On the Git mailing list, Derrick Stolee wrote (reply to this):

On 12/20/2021 10:01 AM, Jeff Hostetler via GitGitGadget wrote:
> Extend Trace2 to provide multiple "stopwatch timers" and "global counters".

>  3. Rationale
> 
> Timers and counters are an alternative to the existing "region" and "data"
> events. The latter are intended to trace the major flow (or phases) of the
> program and possibly capture the amount of work performed within a loop, for
> example. The former are offered as a way to measure activity that is not
> localized, such as the time spent in zlib or lstat, which may be called from
> many different parts of the program.
> 
> There are currently several places in the Git code where we want to measure
> such activity -- changed-path Bloom filter stats, topo-walk commit counts,
> and tree-walk counts and max-depths. A conversation in [1] suggested that we
> should investigate a more general mechanism to collect stats so that each
> instance doesn't need to recreate their own atexit handling mechanism.
> 
> This is an attempt to address that and let us easily explore other areas in
> the future.
> 
> This patch series does not attempt to refactor those three instances to use
> the new timers and counters. That should be a separate effort -- in part
> because we may want to retool them rather than just translate them. For
> example, rather than just translating the existing four Bloom filter counts
> (in revision.c) into Trace2 counters, we may instead want to have a "happy
> path timer" and a "sad path timer" if that would provide more insight.

I'm excited for these API features. It might be nice to have an RFC-
quality series demonstrating how these examples could work with the
new API. Makes sense to delay in case there were recommended changes
to the API from review in this v1.

I also like your attention to thread contexts. I think these timers
would be very interesting to use in parallel checkout. CC'ing Matheus
for his thoughts on where he would want timer summaries for that
feature. I would probably want the per-thread summary to know if we
are blocked on one really long thread while the others finish quickly.
Within that: what are the things causing us to be slow? Is it zlib?
Is it lstat()?

Thanks,
-Stolee

gitgitgadget · 2021-12-21T23:42:25Z

On the Git mailing list, Matheus Tavares wrote (reply to this):

On Tue, Dec 21, 2021 at 11:51 AM Derrick Stolee <stolee@gmail.com> wrote:
>
> On 12/20/2021 10:01 AM, Jeff Hostetler via GitGitGadget wrote:
> >
> >  3. Rationale
> >
> > Timers and counters are an alternative to the existing "region" and "data"
> > events. The latter are intended to trace the major flow (or phases) of the
> > program and possibly capture the amount of work performed within a loop, for
> > example. The former are offered as a way to measure activity that is not
> > localized, such as the time spent in zlib or lstat, which may be called from
> > many different parts of the program.
>
> I'm excited for these API features.

Me too! This would have been very useful on some experiments I had to
run in the past.

Thanks for working on it, Jeff :)

> I also like your attention to thread contexts. I think these timers
> would be very interesting to use in parallel checkout. CC'ing Matheus
> for his thoughts on where he would want timer summaries for that
> feature.

For parallel checkout, I think it would be interesting to have timer
summaries for open/close, fstat/lstat, write, and
inflation/delta-reconstruction. Perhaps pkt-line routines too, so that
we can see how much time we spend in inter-process communication.

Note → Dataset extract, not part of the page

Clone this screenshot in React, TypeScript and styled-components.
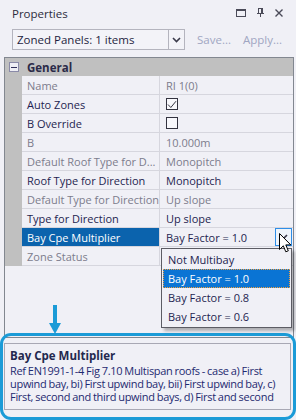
import React from "react";
import styled, { createGlobalStyle } from "styled-components";

const FONT = `"Open Sans", "Noto Sans", sans-serif`;

const Global = createGlobalStyle`
  html, body { margin: 0; padding: 0; background: #f0f0f6; }
  body { font-family: ${FONT}; font-size: 11px; color: #1e1e50; }
  * { box-sizing: border-box; }
`;

const Panel = styled.div`
  position: relative;
  width: 296px;
  height: 420px;
  background: #f0f0f6;
  display: flex;
  flex-direction: column;
  overflow: hidden;
`;

const TitleBar = styled.div`
  height: 27px;
  display: flex;
  align-items: center;
  padding: 0 12px 0 12px;
  font-size: 11.5px;
  color: #2c2c3c;
`;

const Title = styled.div`
  flex: 1;
  margin-top: -1px;
`;

const TitleIcons = styled.div`
  display: flex;
  align-items: center;
  gap: 11px;
  margin-top: -2px;
  margin-right: 1px;
`;

const Toolbar = styled.div`
  height: 21px;
  margin-top: 2px;
  display: flex;
  align-items: center;
  padding-left: 12px;
`;

const Combo = styled.div`
  width: 173px;
  height: 21px;
  border: 1px solid #b4b4be;
  display: flex;
  align-items: center;
  background: #f3f3f8;
`;

const ComboText = styled.div`
  flex: 1;
  padding-left: 4px;
  font-size: 11.5px;
  color: #1e1e40;
`;

const ComboButton = styled.div`
  width: 16px;
  height: 100%;
  border-left: 1px solid #b4b4be;
  display: flex;
  align-items: center;
  justify-content: center;
`;

const ToolLink = styled.span<{ $ml: number }>`
  margin-left: ${(p) => p.$ml}px;
  color: #a0a6c2;
  font-size: 11.5px;
`;

const Grid = styled.div`
  margin: 7px 2px 0 4px;
  height: 281px;
  border: 1px solid #828790;
  display: flex;
  flex-direction: column;
  position: relative;
`;

const HeaderRow = styled.div`
  height: 18px;
  background: #c0c0c0;
  display: flex;
  align-items: center;
  font-weight: 700;
  font-size: 11.5px;
  color: #2a2a48;
`;

const Expander = styled.div`
  width: 10px;
  height: 10px;
  margin-left: 4px;
  margin-right: 8px;
  border: 1px solid #8a8aa8;
  background: #eeeef4;
  display: flex;
  align-items: center;
  justify-content: center;
  &::after {
    content: "";
    width: 6px;
    height: 1px;
    background: #30305a;
  }
`;

const Row = styled.div`
  display: grid;
  grid-template-columns: 17px 138px 1fr;
  height: 19px;
`;

const Gutter = styled.div`
  background: #c0c0c0;
`;

const NameCell = styled.div<{ $muted?: boolean; $selected?: boolean }>`
  border-bottom: 1px solid #d6d6de;
  border-right: 1px solid #d6d6de;
  padding-left: 5px;
  display: flex;
  align-items: center;
  white-space: nowrap;
  overflow: hidden;
  color: ${(p) => (p.$selected ? "#ffffff" : p.$muted ? "#7c7c8c" : "#1e1e50")};
  background: ${(p) => (p.$selected ? "#0b63ad" : "transparent")};
`;

const ValueCell = styled.div<{ $muted?: boolean }>`
  border-bottom: 1px solid #d6d6de;
  padding-left: 6px;
  display: flex;
  align-items: center;
  white-space: nowrap;
  overflow: hidden;
  position: relative;
  color: ${(p) => (p.$muted ? "#7c7c8c" : "#1e1e50")};
`;

const Check = styled.div`
  width: 12px;
  height: 12px;
  border: 1px solid #333340;
  background: #f8f8fc;
  display: flex;
  align-items: center;
  justify-content: center;
`;

const EditorButton = styled.div`
  position: absolute;
  right: 1px;
  top: 0;
  width: 17px;
  height: 18px;
  border: 1px solid #2e8ee8;
  background: #eef4fb;
  display: flex;
  align-items: center;
  justify-content: center;
`;

const Popup = styled.div`
  position: absolute;
  left: 161px;
  top: 248px;
  width: 131px;
  border: 1px solid #5c5c64;
  background: #f0f0f6;
  box-shadow: 3px 3px 3px rgba(0, 0, 0, 0.28);
  padding: 1px 1px;
  z-index: 5;
`;

const PopupItem = styled.div<{ $selected?: boolean }>`
  height: 19px;
  display: flex;
  align-items: center;
  padding-left: 4px;
  color: ${(p) => (p.$selected ? "#ffffff" : "#1e1e50")};
  background: ${(p) => (p.$selected ? "#0a74d4" : "transparent")};
  border: 1px dotted ${(p) => (p.$selected ? "#f0a040" : "transparent")};
`;

const Description = styled.div`
  margin: 5px 5px 0 4px;
  height: 67px;
  border: 1px solid #a8a8b4;
  padding: 4px 3px 0 5px;
  overflow: hidden;
`;

const DescTitle = styled.div`
  font-weight: 700;
  font-size: 11.5px;
  color: #23284e;
  line-height: 15px;
  margin-bottom: 1px;
`;

const DescBody = styled.div`
  color: #1e2a70;
  line-height: 13px;
  letter-spacing: -0.3px;
  word-spacing: -0.5px;
`;

const Frame = styled.div`
  position: absolute;
  left: 0;
  top: 333px;
  width: 296px;
  height: 87px;
  border: 3.5px solid #1b9bd7;
  border-radius: 11px;
  pointer-events: none;
`;

const Arrow = styled.svg`
  position: absolute;
  left: 48px;
  top: 305px;
`;

const Cursor = styled.svg`
  position: absolute;
  left: 279px;
  top: 233px;
  z-index: 6;
`;

type Prop = {
  name: string;
  value?: string;
  muted?: boolean;
  check?: boolean;
  selected?: boolean;
};

const props: Prop[] = [
  { name: "Name", value: "RI 1(0)", muted: true },
  { name: "Auto Zones", check: true },
  { name: "B Override", check: false },
  { name: "B", value: "10.000m", muted: true },
  { name: "Default Roof Type for D...", value: "Monopitch", muted: true },
  { name: "Roof Type for Direction", value: "Monopitch" },
  { name: "Default Type for Direction", value: "Up slope", muted: true },
  { name: "Type for Direction", value: "Up slope" },
  { name: "Bay Cpe Multiplier", value: "Bay Factor = 1.0", selected: true },
  { name: "Zone Status", value: "", muted: true },
];

const Chevron = () => (
  <svg width="9" height="6" viewBox="0 0 9 6">
    <path d="M1 1 L4.5 4.5 L8 1" fill="none" stroke="#3a3a4a" strokeWidth="1.6" />
  </svg>
);

export default function App() {
  return (
    <>
      <Global />
      <Panel>
        <TitleBar>
          <Title>Properties</Title>
          <TitleIcons>
            <svg width="10" height="8" viewBox="0 0 10 8">
              <rect x="0.5" y="0.5" width="9" height="7" fill="none" stroke="#4a4a58" />
              <rect x="0" y="0" width="10" height="2" fill="#4a4a58" />
            </svg>
            <svg width="7" height="9" viewBox="0 0 7 9">
              <rect x="1.5" y="0.5" width="4" height="5" fill="none" stroke="#4a4a58" />
              <rect x="4" y="0.5" width="1.5" height="5" fill="#4a4a58" />
              <rect x="0" y="5" width="7" height="1" fill="#4a4a58" />
              <rect x="3" y="6" width="1" height="3" fill="#4a4a58" />
            </svg>
            <svg width="8" height="8" viewBox="0 0 8 8">
              <path d="M0.5 0.5 L7.5 7.5 M7.5 0.5 L0.5 7.5" stroke="#4a4a58" strokeWidth="1.4" />
            </svg>
          </TitleIcons>
        </TitleBar>
        <Toolbar>
          <Combo>
            <ComboText>Zoned Panels: 1 items</ComboText>
            <ComboButton>
              <Chevron />
            </ComboButton>
          </Combo>
          <ToolLink $ml={12}>Save...</ToolLink>
          <ToolLink $ml={12}>Apply...</ToolLink>
        </Toolbar>
        <Grid>
          <HeaderRow>
            <Expander />
            General
          </HeaderRow>
          {props.map((p) => (
            <Row key={p.name}>
              <Gutter />
              <NameCell $muted={p.muted} $selected={p.selected}>
                {p.name}
              </NameCell>
              <ValueCell $muted={p.muted}>
                {p.check !== undefined ? (
                  <Check>
                    {p.check && (
                      <svg width="10" height="9" viewBox="0 0 10 9">
                        <path d="M1 4.5 L3.8 7.5 L9 1.2" fill="none" stroke="#333340" strokeWidth="1" />
                      </svg>
                    )}
                  </Check>
                ) : (
                  p.value
                )}
                {p.selected && (
                  <EditorButton>
                    <Chevron />
                  </EditorButton>
                )}
              </ValueCell>
            </Row>
          ))}
        </Grid>
        <Description>
          <DescTitle>Bay Cpe Multiplier</DescTitle>
          <DescBody>
            Ref EN1991-1-4 Fig 7.10 Multispan roofs - case a) First upwind bay, bi) First upwind bay,
            bii) First upwind bay, c) First, second and third upwind bays, d) First and second
          </DescBody>
        </Description>
        <Popup>
          <PopupItem>Not Multibay</PopupItem>
          <PopupItem $selected>Bay Factor = 1.0</PopupItem>
          <PopupItem>Bay Factor = 0.8</PopupItem>
          <PopupItem>Bay Factor = 0.6</PopupItem>
        </Popup>
        <Cursor width="13" height="21" viewBox="0 0 13 21">
          <path
            d="M0.5 0.5 L0.5 16.5 L4.3 12.8 L6.8 18.8 L9.3 17.8 L6.8 11.9 L11.8 11.9 Z"
            fill="#ffffff"
            stroke="#000000"
            strokeWidth="1"
            strokeLinejoin="round"
          />
        </Cursor>
        <Arrow width="14" height="30" viewBox="0 0 14 30">
          <rect x="5" y="0" width="4" height="19" fill="#1b9bd7" />
          <path d="M1 18 L13 18 L7 29 Z" fill="#1b9bd7" />
        </Arrow>
        <Frame />
      </Panel>
    </>
  );
}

It would be nice to have timer information for disk reading as well
(more on that below), but I don't think it is possible since we read
the objects through mmap() and thus, we cannot easily isolate the
actual reading time from the decompression time :(

> I would probably want the per-thread summary to know if we
> are blocked on one really long thread while the others finish quickly.

That would be interesting. Parallel checkout actually uses
subprocesses, but I can see the per-thread summary being useful on
grep, for example. (Nevertheless, the use case you mentioned for the
timers -- to evaluate the work balance on parallel checkout -- seems
very interesting.)

> Within that: what are the things causing us to be slow? Is it zlib?
> Is it lstat()?

On my tests, the bottleneck on checkout heavily depended on the
underlying storage type. On HDDs, the bottleneck was object reading
(i.e. page faults on mmap()-ed files), with about 70% to 80% of the
checkout runtime.

On SSDs, reading was much faster, so CPU (i.e. inflation) became the
bottleneck, with 50% of the runtime. (Inflation only lost to reading
when checking out from *many* loose objects.)

Finally, on NFS, file creation with open(O_CREAT | O_EXCL) and fstat()
(which makes the NFS client flush previously cached writes to the
server) were the bottlenecks, with about 40% of the total runtime
each.

These numbers come from a (sequential) `git checkout .` execution on
an empty working tree of the Linux kernel (v5.12), and they were
gathered using eBPF-based profilers. For other operations, especially
ones that require many file removals or more laborious tree merging in
unpack_trees(), I suspect the bottlenecks may change.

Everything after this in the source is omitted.